» AIM OF THE EXERCISE
Exact reproduction of the data is required, with images excluded.

*-*-*

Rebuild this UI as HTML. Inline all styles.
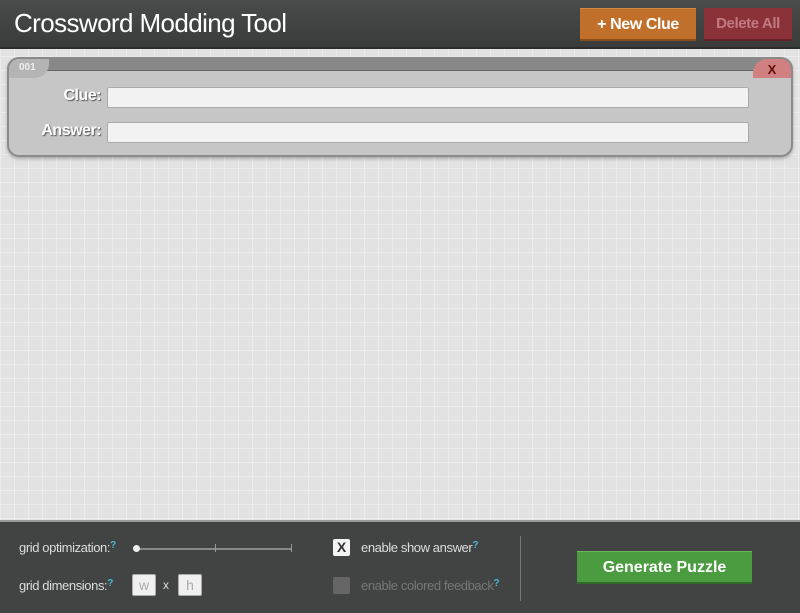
<!DOCTYPE html>
<html><head><meta charset="utf-8"><style>
*{margin:0;padding:0;box-sizing:border-box}
body{width:800px;height:613px;overflow:hidden;position:relative;font-family:"Liberation Sans",sans-serif;
background-color:#e2e2e2;
background-image:linear-gradient(#ececec 1px,transparent 1px),linear-gradient(90deg,#ececec 1px,transparent 1px);
background-size:14px 14px}
.hdr{position:absolute;left:0;top:0;width:800px;height:49px;background:linear-gradient(#4a4b4b,#3a3b3b);border-bottom:2px solid #2c2c2c}
.title{position:absolute;left:14px;top:8px;color:#fff;font-size:26px;letter-spacing:-0.6px}
.btn{position:absolute;top:8px;height:33px;color:#fff;font-size:16px;font-weight:bold;text-align:center;line-height:32px;letter-spacing:-0.4px}
.nc{left:580px;width:116px;background:#c0702a;border-bottom:2px solid #8a4e1c;border-top:1px solid #d58a44}
.da{left:704px;width:88px;background:#8a3238;color:#c27a80;border-bottom:2px solid #5e2226;font-size:15px}
.card{position:absolute;left:7px;top:57px;width:786px;height:100px;background:#c6c6c6;border:2px solid #8a8a8a;border-radius:12px;box-shadow:0 2px 3px rgba(0,0,0,.25);overflow:hidden}
.bar{position:absolute;left:0;top:0;width:100%;height:12px;background:#888;border-bottom:1px solid #666}
.num{position:absolute;left:0;top:0;width:40px;height:19px;background:#b4b4b4;border-radius:0 0 14px 0;color:#eee;font-size:10px;font-weight:bold;padding:3px 0 0 10px}
.x{position:absolute;right:0;top:0;width:38px;height:19px;background:#d08080;border-radius:14px 0 0 0;color:#6a0a0a;font-size:13px;font-weight:bold;text-align:center;line-height:22px}
.lbl{position:absolute;color:#fff;font-size:16px;font-weight:bold;text-shadow:1px 1px 1px #555;text-align:right;width:92px;left:0;letter-spacing:-0.5px}
.inp{position:absolute;left:98px;width:642px;height:21px;background:#f2f2f2;border:1px solid #aaa;border-radius:2px}
.ftr{position:absolute;left:0;top:520px;width:800px;height:93px;background:#424343;border-top:2px solid #9a9a9a}
.ft{position:absolute;color:#ddd;font-size:13px;letter-spacing:-0.4px}
.q{color:#4ab8d8;font-size:10px;vertical-align:top;font-weight:bold}
.box{position:absolute;width:24px;height:22px;background:#f0f0f0;border:1px solid #aaa;border-radius:2px;color:#aaa;font-size:14px;text-align:center;line-height:20px}
.gen{position:absolute;left:577px;top:551px;width:175px;height:33px;background:#4b9b41;border-bottom:2px solid #2f6a2a;border-top:1px solid #6cb85e;color:#fff;font-size:16px;font-weight:bold;text-align:center;line-height:31px}
</style></head><body>
<div class="hdr"><div class="title">Crossword Modding Tool</div>
<div class="btn nc">+ New Clue</div><div class="btn da">Delete All</div></div>
<div class="card"><div class="bar"></div><div class="num">001</div><div class="x">X</div>
<div class="lbl" style="top:28px">Clue:</div><div class="inp" style="top:28px"></div>
<div class="lbl" style="top:63px">Answer:</div><div class="inp" style="top:63px"></div></div>
<div class="ftr"></div>
<div class="ft" style="left:19px;top:540px">grid optimization:<span class="q">?</span></div>
<div style="position:absolute;left:137px;top:548px;width:155px;height:2px;background:#888"></div>
<div style="position:absolute;left:133px;top:545px;width:7px;height:7px;border-radius:50%;background:#eee"></div>
<div style="position:absolute;left:215px;top:544px;width:1px;height:8px;background:#999"></div>
<div style="position:absolute;left:291px;top:544px;width:1px;height:8px;background:#999"></div>
<div class="ft" style="left:19px;top:578px">grid dimensions:<span class="q">?</span></div>
<div class="box" style="left:132px;top:574px">w</div>
<div class="ft" style="left:163px;top:578px;font-size:12px">x</div>
<div class="box" style="left:178px;top:574px">h</div>
<div style="position:absolute;left:333px;top:539px;width:17px;height:17px;background:#f4f4f4;border-radius:2px;color:#333;font-weight:bold;font-size:14px;text-align:center;line-height:17px">X</div>
<div class="ft" style="left:361px;top:540px">enable show answer<span class="q">?</span></div>
<div style="position:absolute;left:333px;top:577px;width:17px;height:17px;background:#666;border-radius:2px"></div>
<div class="ft" style="left:361px;top:578px;color:#777">enable colored feedback<span class="q">?</span></div>
<div style="position:absolute;left:520px;top:536px;width:1px;height:65px;background:#777"></div>
<div class="gen">Generate Puzzle</div>
</body></html>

*-*-*

» TASK OUTPUT
Rebuild this UI as HTML. Inline all styles.
<!DOCTYPE html>
<html><head><meta charset="utf-8"><style>
*{margin:0;padding:0;box-sizing:border-box}
body{width:800px;height:613px;overflow:hidden;position:relative;font-family:"Liberation Sans",sans-serif;
background-color:#e2e2e2;
background-image:linear-gradient(#ececec 1px,transparent 1px),linear-gradient(90deg,#ececec 1px,transparent 1px);
background-size:14px 14px}
.hdr{position:absolute;left:0;top:0;width:800px;height:49px;background:linear-gradient(#4a4b4b,#3a3b3b);border-bottom:2px solid #2c2c2c}
.title{position:absolute;left:14px;top:8px;color:#fff;font-size:26px;letter-spacing:-0.6px}
.btn{position:absolute;top:8px;height:33px;color:#fff;font-size:16px;font-weight:bold;text-align:center;line-height:32px;letter-spacing:-0.4px}
.nc{left:580px;width:116px;background:#c0702a;border-bottom:2px solid #8a4e1c;border-top:1px solid #d58a44}
.da{left:704px;width:88px;background:#8a3238;color:#c27a80;border-bottom:2px solid #5e2226;font-size:15px}
.card{position:absolute;left:7px;top:57px;width:786px;height:100px;background:#c6c6c6;border:2px solid #8a8a8a;border-radius:12px;box-shadow:0 2px 3px rgba(0,0,0,.25);overflow:hidden}
.bar{position:absolute;left:0;top:0;width:100%;height:12px;background:#888;border-bottom:1px solid #666}
.num{position:absolute;left:0;top:0;width:40px;height:19px;background:#b4b4b4;border-radius:0 0 14px 0;color:#eee;font-size:10px;font-weight:bold;padding:3px 0 0 10px}
.x{position:absolute;right:0;top:0;width:38px;height:19px;background:#d08080;border-radius:14px 0 0 0;color:#6a0a0a;font-size:13px;font-weight:bold;text-align:center;line-height:22px}
.lbl{position:absolute;color:#fff;font-size:16px;font-weight:bold;text-shadow:1px 1px 1px #555;text-align:right;width:92px;left:0;letter-spacing:-0.5px}
.inp{position:absolute;left:98px;width:642px;height:21px;background:#f2f2f2;border:1px solid #aaa;border-radius:2px}
.ftr{position:absolute;left:0;top:520px;width:800px;height:93px;background:#424343;border-top:2px solid #9a9a9a}
.ft{position:absolute;color:#ddd;font-size:13px;letter-spacing:-0.4px}
.q{color:#4ab8d8;font-size:10px;vertical-align:top;font-weight:bold}
.box{position:absolute;width:24px;height:22px;background:#f0f0f0;border:1px solid #aaa;border-radius:2px;color:#aaa;font-size:14px;text-align:center;line-height:20px}
.gen{position:absolute;left:577px;top:551px;width:175px;height:33px;background:#4b9b41;border-bottom:2px solid #2f6a2a;border-top:1px solid #6cb85e;color:#fff;font-size:16px;font-weight:bold;text-align:center;line-height:31px}
</style></head><body>
<div class="hdr"><div class="title">Crossword Modding Tool</div>
<div class="btn nc">+ New Clue</div><div class="btn da">Delete All</div></div>
<div class="card"><div class="bar"></div><div class="num">001</div><div class="x">X</div>
<div class="lbl" style="top:28px">Clue:</div><div class="inp" style="top:28px"></div>
<div class="lbl" style="top:63px">Answer:</div><div class="inp" style="top:63px"></div></div>
<div class="ftr"></div>
<div class="ft" style="left:19px;top:540px">grid optimization:<span class="q">?</span></div>
<div style="position:absolute;left:137px;top:548px;width:155px;height:2px;background:#888"></div>
<div style="position:absolute;left:133px;top:545px;width:7px;height:7px;border-radius:50%;background:#eee"></div>
<div style="position:absolute;left:215px;top:544px;width:1px;height:8px;background:#999"></div>
<div style="position:absolute;left:291px;top:544px;width:1px;height:8px;background:#999"></div>
<div class="ft" style="left:19px;top:578px">grid dimensions:<span class="q">?</span></div>
<div class="box" style="left:132px;top:574px">w</div>
<div class="ft" style="left:163px;top:578px;font-size:12px">x</div>
<div class="box" style="left:178px;top:574px">h</div>
<div style="position:absolute;left:333px;top:539px;width:17px;height:17px;background:#f4f4f4;border-radius:2px;color:#333;font-weight:bold;font-size:14px;text-align:center;line-height:17px">X</div>
<div class="ft" style="left:361px;top:540px">enable show answer<span class="q">?</span></div>
<div style="position:absolute;left:333px;top:577px;width:17px;height:17px;background:#666;border-radius:2px"></div>
<div class="ft" style="left:361px;top:578px;color:#777">enable colored feedback<span class="q">?</span></div>
<div style="position:absolute;left:520px;top:536px;width:1px;height:65px;background:#777"></div>
<div class="gen">Generate Puzzle</div>
</body></html>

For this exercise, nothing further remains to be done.